When a CPU switches modes, as occurs in a trap, some of these must be discarded [lost opportunity cost]
, and some must be committed [synchronization cost]
.
An ARM A73 can sustain about 2 instructions per cycle, when all of this context is constructed. Lacking context, it can drop by over a factor of 16.
Additionally, a trap instruction is a form of barrier in terms of memory ordering; before the first instruction of the trap executes, all pending memory writes must become visible, which typically means transition to L1 cache. Store buffers on conventional CPUs range from a handful of entries to hundreds; so a trap can have a latency of 100s of L1 writes (with possible Ln evictions).
Kernels
The kernel entry for the ThreadSwitchSysCall
is unlikely to look like the above; although the first bit is logically similar to setjmp(). Each Thread most likely sits on a list indicating its disposition { Ready, Waiting, ... } and has associated scheduling parameters and affinities.

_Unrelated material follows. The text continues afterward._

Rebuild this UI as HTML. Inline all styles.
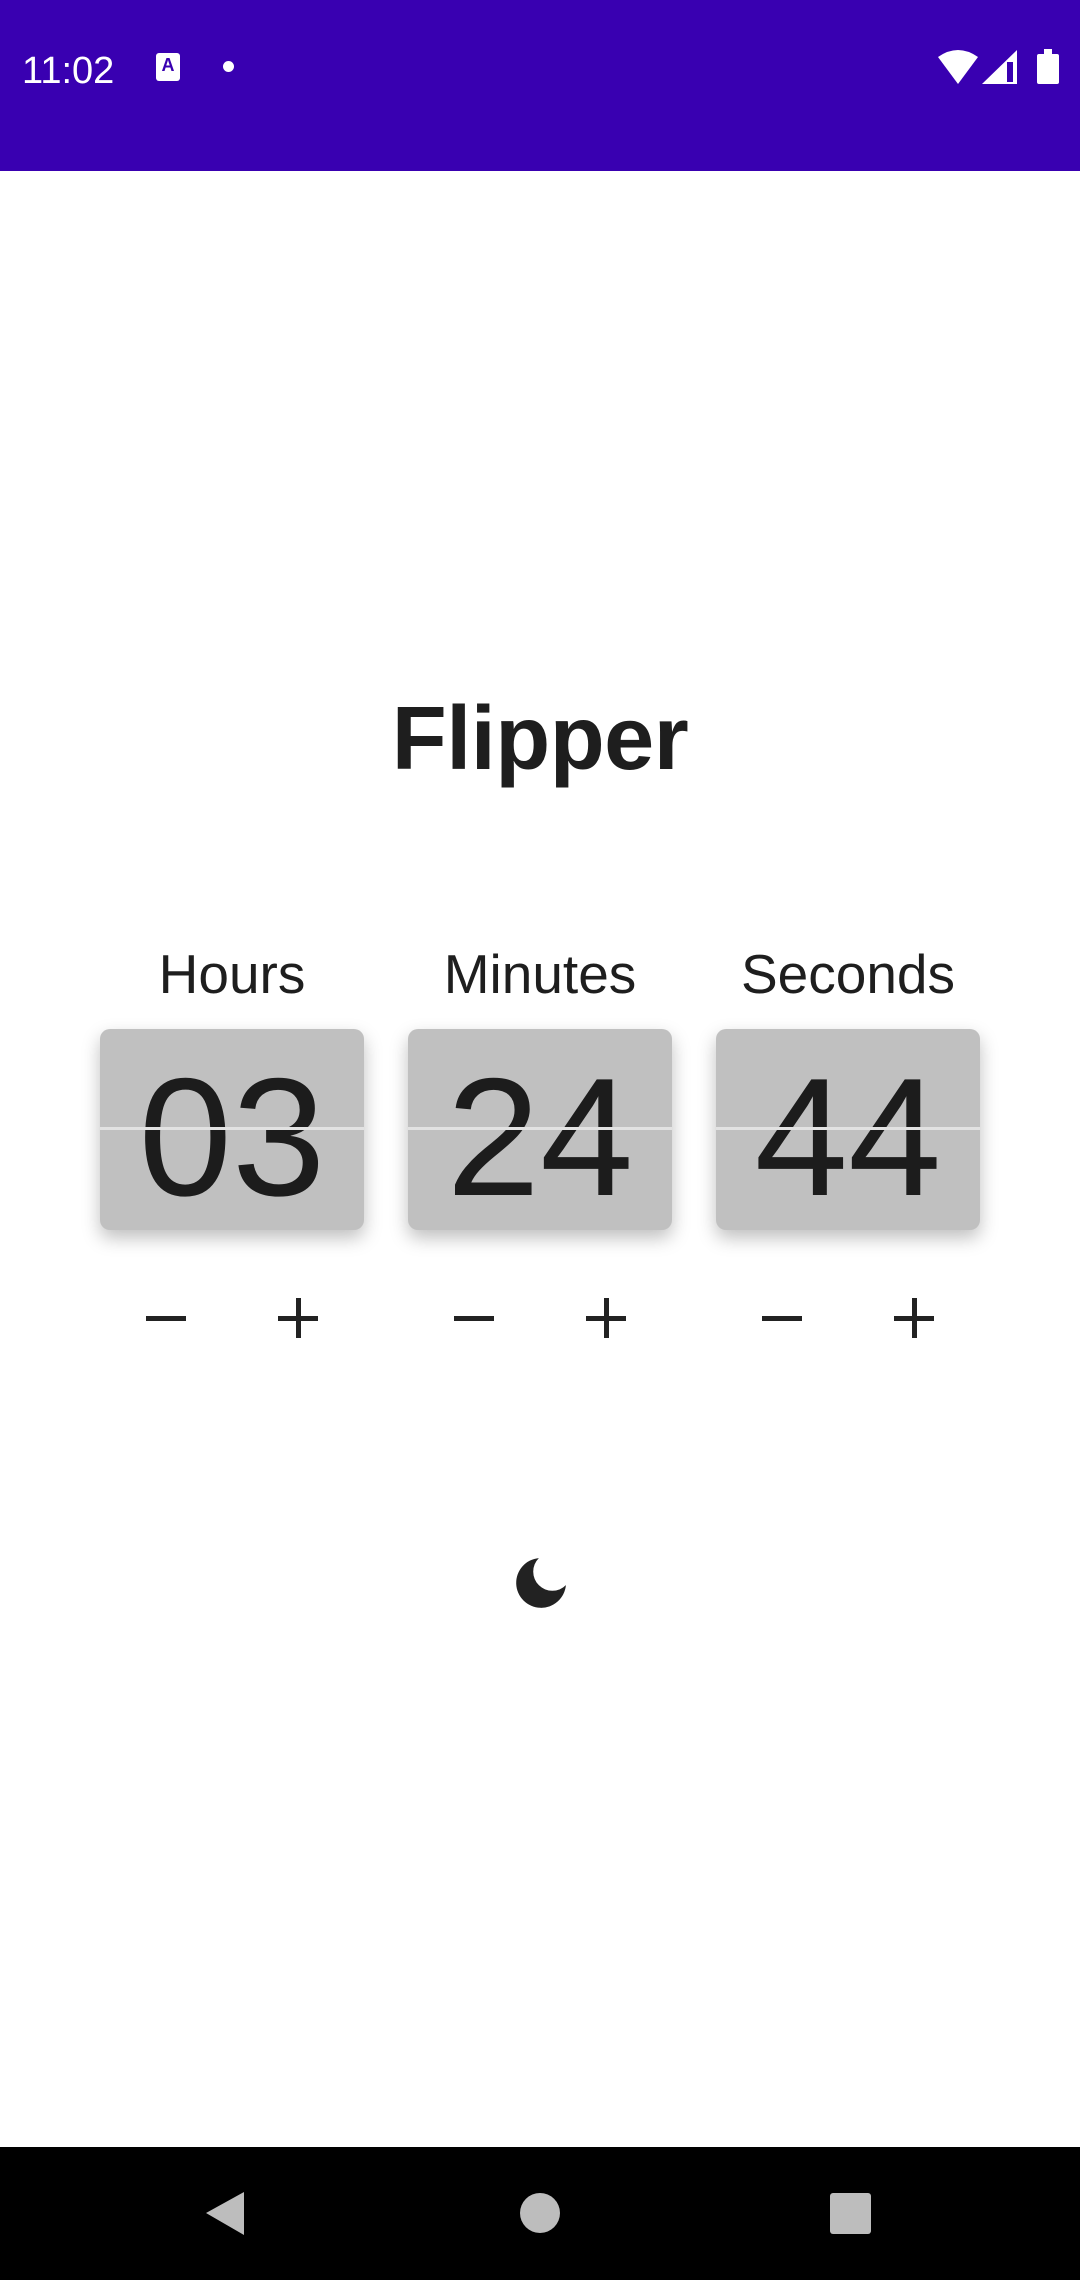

Affinity refers to which CPU the thread prefers or is restricted to running on. So, the destination thread may need to be removed from a list (ensuring that the list is protected from other cpus) inserted into another list (again, consistently), possibly invoking a mechanism to alert another CPU that there is work for it, then determining which Thread should run on this. Finally with the chosen Thread, it will execute the equivalent of the longjmp() to resume operation in its context.
That is pretty much the minimum, that you might expect in an RTOS or microkernel. A heavyweight system such as Linux/Windows/MacOS will have much more housekeeping to perform on such a switch.
TL:DR
So, when the textbook says expensive because system calls, it is just saving you all of the above detail. It also isn't wrong. If you look at the concurrent programming model in modern systems languages like golang, it treats kernel threads as virtual cpus, and maintains its own threads (goroutines)
as user threads multiplexed onto these virtual cpus. It isn't an accident, and they didn't read the wrong text book.